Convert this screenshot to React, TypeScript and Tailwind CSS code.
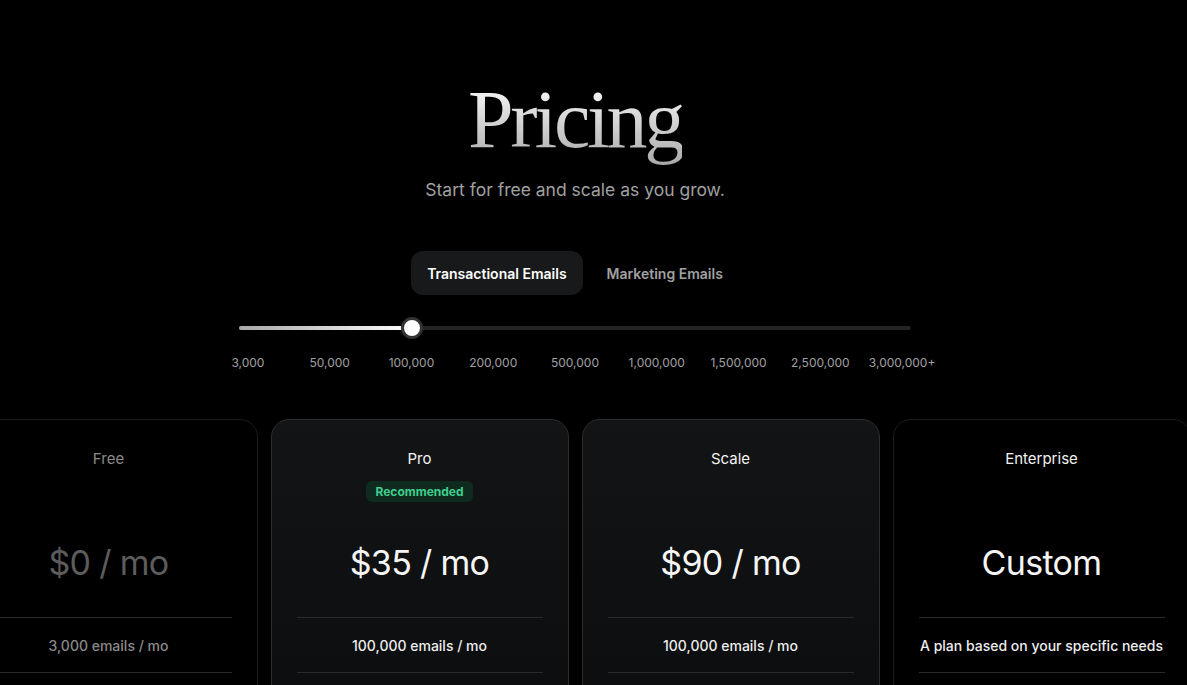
import React from "react";

const labels = ["3,000", "50,000", "100,000", "200,000", "500,000", "1,000,000", "1,500,000", "2,500,000", "3,000,000+"];

type Plan = {
  name: string;
  price: string;
  emails: string;
  badge?: boolean;
  variant: "dim" | "raised" | "plain";
};

const plans: Plan[] = [
  { name: "Free", price: "$0 / mo", emails: "3,000 emails / mo", variant: "dim" },
  { name: "Pro", price: "$35 / mo", emails: "100,000 emails / mo", badge: true, variant: "raised" },
  { name: "Scale", price: "$90 / mo", emails: "100,000 emails / mo", variant: "raised" },
  { name: "Enterprise", price: "Custom", emails: "A plan based on your specific needs", variant: "plain" },
];

function Card({ plan }: { plan: Plan }) {
  const dim = plan.variant === "dim";
  const raised = plan.variant === "raised";
  return (
    <div
      className={
        "w-[298px] h-[300px] shrink-0 rounded-[18px] border px-[25px] pt-[27px] flex flex-col " +
        (raised
          ? "bg-gradient-to-b from-[#131415] to-[#0c0d0e] border-[#2c2d2e]"
          : "bg-black border-[#1c1c1c]")
      }
    >
      <div className={"h-6 leading-6 text-[15px] text-center " + (dim ? "text-[#8a8a8a]" : "text-[#f2f2f2]")}>
        {plan.name}
      </div>
      <div className="h-[21px] mt-[10px] flex justify-center">
        {plan.badge && (
          <div className="h-[21px] px-[9px] rounded-[6px] bg-[#0f2a1e] text-[#3fcf8e] text-[12px] font-bold leading-[21px]">
            Recommended
          </div>
        )}
      </div>
      <div
        className={
          "mt-[41px] h-10 leading-10 text-[34px] text-center tracking-[-0.02em] " +
          (dim ? "text-[#5c5c5c]" : "text-[#f5f5f5]")
        }
      >
        {plan.price}
      </div>
      <div className="mt-[34px] border-t border-[#2a2a2a]" />
      <div
        className={
          "h-[54px] flex items-center justify-center text-[14px] font-medium " +
          (dim ? "text-[#8a8a8a]" : "text-[#ededed]")
        }
      >
        {plan.emails}
      </div>
      <div className="border-t border-[#2a2a2a]" />
    </div>
  );
}

export default function App() {
  return (
    <div
      className="w-[1187px] h-[685px] bg-black overflow-hidden"
      style={{ fontFamily: "Inter, 'Noto Sans', sans-serif" }}
    >
      <div className="w-[1150px] flex flex-col items-center">
        <h1
          className="mt-[79px] pb-[20px] -mb-[20px] leading-none text-[82px] tracking-[-0.04em] bg-gradient-to-b from-white to-[#9a9a9a] bg-clip-text text-transparent"
          style={{ fontFamily: "'Liberation Serif', 'DejaVu Serif', serif" }}
        >
          Pricing
        </h1>
        <p className="mt-[15px] h-7 leading-7 text-[17.5px] text-[#a1a1a1]">Start for free and scale as you grow.</p>

        <div className="mt-[47px] flex gap-2">
          <div className="h-[44px] px-4 rounded-xl bg-[#18191a] text-white text-[14px] font-semibold flex items-center">
            Transactional Emails
          </div>
          <div className="h-[44px] px-4 rounded-xl text-[#a1a1a1] text-[14px] font-semibold flex items-center">
            Marketing Emails
          </div>
        </div>

        <div className="mt-[23px] w-[672px] h-5 relative flex items-center">
          <div className="w-full h-1 rounded-full bg-[#242424]" />
          <div className="absolute left-0 top-[8px] w-[173px] h-1 rounded-full bg-gradient-to-r from-[#a8a8a8] to-white" />
          <div className="absolute left-[162px] top-0 w-[22px] h-[22px] -mt-[1px] rounded-full bg-white border-[3px] border-[#333]" />
        </div>

        <div className="mt-[17px] w-[736px] grid grid-cols-9 text-[12px] leading-4 text-[#a0a0a0] text-center">
          {labels.map((l) => (
            <div key={l}>{l}</div>
          ))}
        </div>

        <div className="mt-[48px] w-[1231px] flex gap-[13px] justify-center">
          {plans.map((p) => (
            <Card key={p.name} plan={p} />
          ))}
        </div>
      </div>
    </div>
  );
}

### REQUIRED WORK
Leave out the pictures and output the rest of the material exactly as written.

### THE ANSWER
Convert this screenshot to React, TypeScript and Tailwind CSS code.
import React from "react";

const labels = ["3,000", "50,000", "100,000", "200,000", "500,000", "1,000,000", "1,500,000", "2,500,000", "3,000,000+"];

type Plan = {
  name: string;
  price: string;
  emails: string;
  badge?: boolean;
  variant: "dim" | "raised" | "plain";
};

const plans: Plan[] = [
  { name: "Free", price: "$0 / mo", emails: "3,000 emails / mo", variant: "dim" },
  { name: "Pro", price: "$35 / mo", emails: "100,000 emails / mo", badge: true, variant: "raised" },
  { name: "Scale", price: "$90 / mo", emails: "100,000 emails / mo", variant: "raised" },
  { name: "Enterprise", price: "Custom", emails: "A plan based on your specific needs", variant: "plain" },
];

function Card({ plan }: { plan: Plan }) {
  const dim = plan.variant === "dim";
  const raised = plan.variant === "raised";
  return (
    <div
      className={
        "w-[298px] h-[300px] shrink-0 rounded-[18px] border px-[25px] pt-[27px] flex flex-col " +
        (raised
          ? "bg-gradient-to-b from-[#131415] to-[#0c0d0e] border-[#2c2d2e]"
          : "bg-black border-[#1c1c1c]")
      }
    >
      <div className={"h-6 leading-6 text-[15px] text-center " + (dim ? "text-[#8a8a8a]" : "text-[#f2f2f2]")}>
        {plan.name}
      </div>
      <div className="h-[21px] mt-[10px] flex justify-center">
        {plan.badge && (
          <div className="h-[21px] px-[9px] rounded-[6px] bg-[#0f2a1e] text-[#3fcf8e] text-[12px] font-bold leading-[21px]">
            Recommended
          </div>
        )}
      </div>
      <div
        className={
          "mt-[41px] h-10 leading-10 text-[34px] text-center tracking-[-0.02em] " +
          (dim ? "text-[#5c5c5c]" : "text-[#f5f5f5]")
        }
      >
        {plan.price}
      </div>
      <div className="mt-[34px] border-t border-[#2a2a2a]" />
      <div
        className={
          "h-[54px] flex items-center justify-center text-[14px] font-medium " +
          (dim ? "text-[#8a8a8a]" : "text-[#ededed]")
        }
      >
        {plan.emails}
      </div>
      <div className="border-t border-[#2a2a2a]" />
    </div>
  );
}

export default function App() {
  return (
    <div
      className="w-[1187px] h-[685px] bg-black overflow-hidden"
      style={{ fontFamily: "Inter, 'Noto Sans', sans-serif" }}
    >
      <div className="w-[1150px] flex flex-col items-center">
        <h1
          className="mt-[79px] pb-[20px] -mb-[20px] leading-none text-[82px] tracking-[-0.04em] bg-gradient-to-b from-white to-[#9a9a9a] bg-clip-text text-transparent"
          style={{ fontFamily: "'Liberation Serif', 'DejaVu Serif', serif" }}
        >
          Pricing
        </h1>
        <p className="mt-[15px] h-7 leading-7 text-[17.5px] text-[#a1a1a1]">Start for free and scale as you grow.</p>

        <div className="mt-[47px] flex gap-2">
          <div className="h-[44px] px-4 rounded-xl bg-[#18191a] text-white text-[14px] font-semibold flex items-center">
            Transactional Emails
          </div>
          <div className="h-[44px] px-4 rounded-xl text-[#a1a1a1] text-[14px] font-semibold flex items-center">
            Marketing Emails
          </div>
        </div>

        <div className="mt-[23px] w-[672px] h-5 relative flex items-center">
          <div className="w-full h-1 rounded-full bg-[#242424]" />
          <div className="absolute left-0 top-[8px] w-[173px] h-1 rounded-full bg-gradient-to-r from-[#a8a8a8] to-white" />
          <div className="absolute left-[162px] top-0 w-[22px] h-[22px] -mt-[1px] rounded-full bg-white border-[3px] border-[#333]" />
        </div>

        <div className="mt-[17px] w-[736px] grid grid-cols-9 text-[12px] leading-4 text-[#a0a0a0] text-center">
          {labels.map((l) => (
            <div key={l}>{l}</div>
          ))}
        </div>

        <div className="mt-[48px] w-[1231px] flex gap-[13px] justify-center">
          {plans.map((p) => (
            <Card key={p.name} plan={p} />
          ))}
        </div>
      </div>
    </div>
  );
}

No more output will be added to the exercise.